It’s official: Philip Hammond is the new Defence Secretary and it’s a wise choice.
The tough work: making the cuts, axing Nimrod, leaving the east coast undefended etc.: has been done. I doubt Cameron would have been able to get that little lot past his party as easily had it not
been done by Liam Fox.
Now, the task is implementation. It requires mastery of detail and a sharp eye for financial irregularities, and Philip Hammond is the man for that. As Osborne’s number two in Opposition, he will, like Des Browne, approach defence from the perspective of fiscal management. The future of Trident is less assured: Hammond will not threaten to quit over its abolition (as Fox quietly did in Opposition). And I’m not sure if Hammond would lobby as hard for an MoD budget increase after 2015: something that would have to start in 2012.
Hammond has little interest in defence or foreign policy, but I suspect Cameron has had quite enough of ministers with their own ideas of Britain’s place in the world. Hammond is an Alistair Darling figure: reassuringly boring. As Darling showed, that can be an attribute sometimes. As for the military, Cameron will deal with Richards direct; that’s the way defence is run nowadays. So Hammond’s lack of experience (or obvious interest) doesn’t matter as much as you’d think.

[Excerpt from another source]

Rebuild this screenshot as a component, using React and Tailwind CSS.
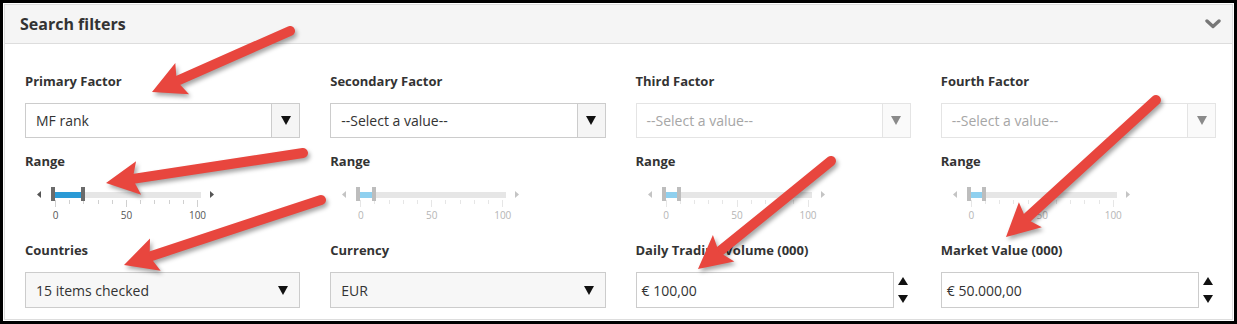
import React from "react";

const font = { fontFamily: '"Open Sans", "Noto Sans", sans-serif' };

function Tri({ dir = "down", color = "#000", w = 10, h = 8 }) {
  const pts =
    dir === "down"
      ? `0,0 ${w},0 ${w / 2},${h}`
      : dir === "up"
      ? `0,${h} ${w},${h} ${w / 2},0`
      : dir === "left"
      ? `${w},0 ${w},${h} 0,${h / 2}`
      : `0,0 0,${h} ${w},${h / 2}`;
  return (
    <svg width={w} height={h} viewBox={`0 0 ${w} ${h}`} className="block">
      <polygon points={pts} fill={color} />
    </svg>
  );
}

function Label({ children }) {
  return (
    <div className="h-[18px] text-[13px] leading-[18px] font-bold text-[#333] whitespace-nowrap">
      {children}
    </div>
  );
}

function ComboSelect({ value, disabled }) {
  return (
    <div
      className={`mt-[13px] flex h-[35px] border bg-white ${
        disabled ? "border-[#e4e4e4]" : "border-[#cccccc]"
      }`}
    >
      <div
        className={`flex flex-1 items-center pl-[10px] text-[14px] ${
          disabled ? "text-[#a6a6a6]" : "text-[#333]"
        }`}
      >
        {value}
      </div>
      <div
        className={`flex w-[28px] items-center justify-center border-l ${
          disabled
            ? "border-[#e4e4e4] bg-[#fafafa]"
            : "border-[#cccccc] bg-[#f5f5f5]"
        }`}
      >
        <Tri dir="down" color={disabled ? "#8a8a8a" : "#111"} w={10} h={9} />
      </div>
    </div>
  );
}

function DropSelect({ value }) {
  return (
    <div className="mt-[13px] flex h-[36px] items-center justify-between border border-[#cccccc] bg-[#f7f7f7] pl-[10px] pr-[11px]">
      <span className="text-[14px] text-[#333]">{value}</span>
      <Tri dir="down" color="#111" w={10} h={9} />
    </div>
  );
}

function NumInput({ value }) {
  return (
    <div className="mt-[13px] flex h-[36px] items-center">
      <div className="flex h-full w-[258px] items-center border border-[#cccccc] bg-white pl-[5px] text-[14px] text-[#333]">
        {value}
      </div>
      <div className="flex h-full flex-1 flex-col items-center justify-between py-[5px] pl-[1px]">
        <Tri dir="up" color="#111" w={10} h={8} />
        <Tri dir="down" color="#111" w={10} h={8} />
      </div>
    </div>
  );
}

function Slider({ hi, disabled }) {
  const px0 = 30;
  const scale = 1.42;
  const hx = px0 + hi * scale;
  const handle = disabled ? "bg-[#bdbdbd]" : "bg-[#6b6b6b]";
  const fill = disabled ? "bg-[#8fd0ef]" : "bg-[#2a9ad6]";
  const arrow = disabled ? "#c4c4c4" : "#555";
  const labelColor = disabled ? "text-[#b5b5b5]" : "text-[#555]";
  const tickColor = disabled ? "bg-[#e6e6e6]" : "bg-[#d0d0d0]";
  const ticks = Array.from({ length: 11 }, (_, i) => i);
  return (
    <div className="relative mt-[17px] h-[42px]">
      <div className="absolute left-[12px] top-[4px]">
        <Tri dir="left" color={arrow} w={4} h={7} />
      </div>
      <div className="absolute left-[185px] top-[4px]">
        <Tri dir="right" color={arrow} w={4} h={7} />
      </div>
      <div className="absolute left-[28px] top-[5px] h-[6px] w-[148px] bg-[#e6e6e6]" />
      {ticks.map((i) => (
        <div
          key={i}
          className={`absolute top-[13px] w-px ${tickColor} ${
            i % 5 === 0 ? "h-[7px]" : "h-[4px]"
          }`}
          style={{ left: px0 + i * 14.2 }}
        />
      ))}
      <div
        className={`absolute top-[5px] h-[6px] ${fill}`}
        style={{ left: 29, width: hx - 29 }}
      />
      <div className={`absolute left-[26px] top-0 h-[14px] w-[4px] ${handle}`} />
      <div
        className={`absolute top-0 h-[14px] w-[4px] ${handle}`}
        style={{ left: hx }}
      />
      {[0, 50, 100].map((v) => (
        <div
          key={v}
          className={`absolute top-[21px] w-[30px] -translate-x-1/2 text-center text-[10px] leading-[14px] ${labelColor}`}
          style={{ left: px0 + v * scale + 0.5 }}
        >
          {v}
        </div>
      ))}
    </div>
  );
}

function Column({ label, value, selectDisabled, sliderDisabled, hi, bottomLabel, bottom }) {
  return (
    <div className="flex flex-col">
      <Label>{label}</Label>
      <ComboSelect value={value} disabled={selectDisabled} />
      <div className="mt-[14px]">
        <Label>Range</Label>
      </div>
      <Slider hi={hi} disabled={sliderDisabled} />
      <div className="mt-[12px]">
        <Label>{bottomLabel}</Label>
      </div>
      {bottom}
    </div>
  );
}

function RedArrows() {
  const arrows = [
    [287, 28, 149, 89],
    [300, 150, 103, 180],
    [318, 197, 121, 262],
    [828, 158, 695, 266],
    [1153, 97, 1003, 234],
  ];
  return (
    <svg
      className="pointer-events-none absolute left-0 top-0 drop-shadow-[2px_3px_2px_rgba(0,0,0,0.35)]"
      width="1237"
      height="324"
      viewBox="0 0 1237 324"
    >
      {arrows.map(([sx, sy, tx, ty], k) => {
        const dx = tx - sx;
        const dy = ty - sy;
        const L = Math.hypot(dx, dy);
        const ux = dx / L;
        const uy = dy / L;
        const px = -uy;
        const py = ux;
        const hl = 33;
        const hw = 17;
        const bx = tx - ux * hl;
        const by = ty - uy * hl;
        const nx = tx - ux * (hl - 6);
        const ny = ty - uy * (hl - 6);
        return (
          <g key={k} fill="#e8463e" stroke="none">
            <line
              x1={sx}
              y1={sy}
              x2={bx + ux * 4}
              y2={by + uy * 4}
              stroke="#e8463e"
              strokeWidth="10"
              strokeLinecap="round"
            />
            <polygon
              points={`${tx},${ty} ${bx + px * hw},${by + py * hw} ${nx},${ny} ${
                bx - px * hw
              },${by - py * hw}`}
            />
          </g>
        );
      })}
    </svg>
  );
}

export default function App() {
  return (
    <div
      className="relative h-[324px] w-[1237px] overflow-hidden border-[3px] border-black bg-white p-px"
      style={font}
    >
      <div className="flex h-full flex-col border border-[#dddddd] bg-white">
        <div className="flex h-[39px] items-center justify-between border-b border-[#dddddd] bg-[#f5f5f5] pl-[15px] pr-[11px]">
          <span className="text-[16px] font-bold text-[#333]">Search filters</span>
          <svg width="16" height="10" viewBox="0 0 16 10">
            <path
              d="M2 2 L8 7.5 L14 2"
              fill="none"
              stroke="#777"
              strokeWidth="3.4"
              strokeLinecap="round"
              strokeLinejoin="round"
            />
          </svg>
        </div>
        <div className="grid grid-cols-4 gap-x-[30px] pl-[20px] pr-[16px] pt-[28px]">
          <Column
            label="Primary Factor"
            value="MF rank"
            hi={18}
            bottomLabel="Countries"
            bottom={<DropSelect value="15 items checked" />}
          />
          <Column
            label="Secondary Factor"
            value="--Select a value--"
            hi={8}
            sliderDisabled
            bottomLabel="Currency"
            bottom={<DropSelect value="EUR" />}
          />
          <Column
            label="Third Factor"
            value="--Select a value--"
            hi={8}
            selectDisabled
            sliderDisabled
            bottomLabel="Daily Trading Volume (000)"
            bottom={<NumInput value="€ 100,00" />}
          />
          <Column
            label="Fourth Factor"
            value="--Select a value--"
            hi={8}
            selectDisabled
            sliderDisabled
            bottomLabel="Market Value (000)"
            bottom={<NumInput value="€ 50.000,00" />}
          />
        </div>
      </div>
      <RedArrows />
    </div>
  );
}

Hammond will be missed by the Department of Transport, which is far more active than you might imagine: hideously complex and trying to digest massive cuts. There was a strong case for leaving him where he was just to ensure that the DoT stays dull, because, as Stephen Byers found out, it has plenty of capacity to detonate. So, good luck to Justine Greening, the new Transport Secretary. She’ll need it.